When students asked school officials to let them start a gay-straight alliance club
in 2005 to combat rampant anti-gay harassment and bullying at at White County
High School in Cleveland, Georgia, they were met with resistance and stalling
tactics for several months. School administrators reluctantly agreed to let the
club form late in the school year after the ACLU of Georgia stepped in and
negotiated on the students’ behalf. The students named the gay-straight
alliance PRIDE (“Peers Rising in Diverse Education”) and began
meeting.
A few days later, school officials announced plans to ban all non-curricular
student groups staring with the next academic year.

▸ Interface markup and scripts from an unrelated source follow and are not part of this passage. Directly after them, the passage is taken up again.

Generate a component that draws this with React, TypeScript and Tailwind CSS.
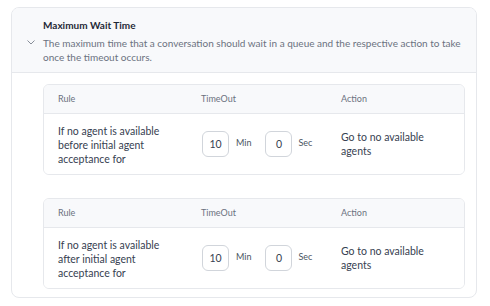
import React from 'react'

const rows = [
  { rule: ['If no agent is available', 'before initial agent', 'acceptance for'], min: '10', sec: '0' },
  { rule: ['If no agent is available', 'after initial agent', 'acceptance for'], min: '10', sec: '0' },
]

function RuleCard({ rule, min, sec }: { rule: string[]; min: string; sec: string }) {
  return (
    <div className="rounded-md border border-[#e6e8ec] overflow-hidden">
      <div className="grid grid-cols-[143px_140px_1fr] pl-[14px] h-[29px] items-center bg-[#f8f9fb] border-b border-[#e6e8ec] text-[9px] text-[#6b7280]">
        <span>Rule</span>
        <span>TimeOut</span>
        <span>Action</span>
      </div>
      <div className="grid grid-cols-[143px_140px_1fr] pl-[14px] h-[60px] items-center bg-white text-[10.5px] text-[#374151] leading-[14px]">
        <div className="pt-px">
          {rule.map((l) => (
            <div key={l}>{l}</div>
          ))}
        </div>
        <div className="flex items-center pl-px">
          <div className="w-[27px] h-[26px] border border-[#d1d5db] rounded-md flex items-center justify-center text-[10.5px] text-[#374151]">
            {min}
          </div>
          <span className="ml-[7px] mr-[14px] text-[9px] text-[#4b5563] -mt-[3px]">Min</span>
          <div className="w-[27px] h-[26px] border border-[#d1d5db] rounded-md flex items-center justify-center text-[10.5px] text-[#374151]">
            {sec}
          </div>
          <span className="ml-[6px] text-[9px] text-[#4b5563] -mt-[3px]">Sec</span>
        </div>
        <div>
          <div>Go to no available</div>
          <div>agents</div>
        </div>
      </div>
    </div>
  )
}

export default function App() {
  return (
    <div className="w-[490px] h-[306px] bg-white pt-[7px] pl-[11px]" style={{ fontFamily: 'Lato, "Noto Sans", sans-serif' }}>
      <div className="w-[466px] h-[291px] rounded-lg border border-[#e6e8ec] overflow-hidden">
        <div className="h-[65px] bg-[#f8f9fb] border-b border-[#e6e8ec] relative pl-[31px] pt-[10px]">
          <svg className="absolute left-[15px] top-[32px]" width="8" height="5" viewBox="0 0 8 5" fill="none">
            <path d="M0.5 0.5L4 4L7.5 0.5" stroke="#6b7280" strokeWidth="0.8" />
          </svg>
          <div className="text-[10px] font-bold text-[#1f2937] leading-[14px]">Maximum Wait Time</div>
          <div className="mt-[4px] text-[10px] text-[#6b7280] leading-[14px] whitespace-nowrap">
            The maximum time that a conversation should wait in a queue and the respective action to take
            <br />
            once the timeout occurs.
          </div>
        </div>
        <div className="pt-[11px] pl-[31px] pr-[11px] flex flex-col gap-[23px]">
          {rows.map((r, i) => (
            <RuleCard key={i} {...r} />
          ))}
        </div>
      </div>
    </div>
  )
}
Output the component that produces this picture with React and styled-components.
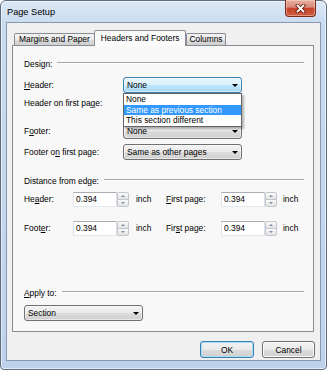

PRIDE hasn’t been
permitted to meet on campus in the 2005-2006 school year, but several other
clubs – including “Shooting Club” and a school dance team
– continue meeting at WCHS even though they don’t participate in
activities relevant to the curriculum, academic credit is not provided for
participation in them, and participation in them isn’t required for any
course.
The ACLU’s Lesbian Gay Bisexual Transgender Project and the ACLU of
Georgia filed a lawsuit in federal court against school officials for
illegally banning the GSA and succeed in securing a preliminary injunction
ordering the school to allow the GSA and all other school clubs to meet.
Status:
Victory! The ACLU reached a settlement agreement with school officials in White
County. The terms of the settlement agreement include enacting an anti-harassment
policy to protect lesbian, gay, bisexual, and transgender students from bullying.
The school has also agreed to provide their faculty with annual training sessions
on how to deal with and prevent anti-gay harassment.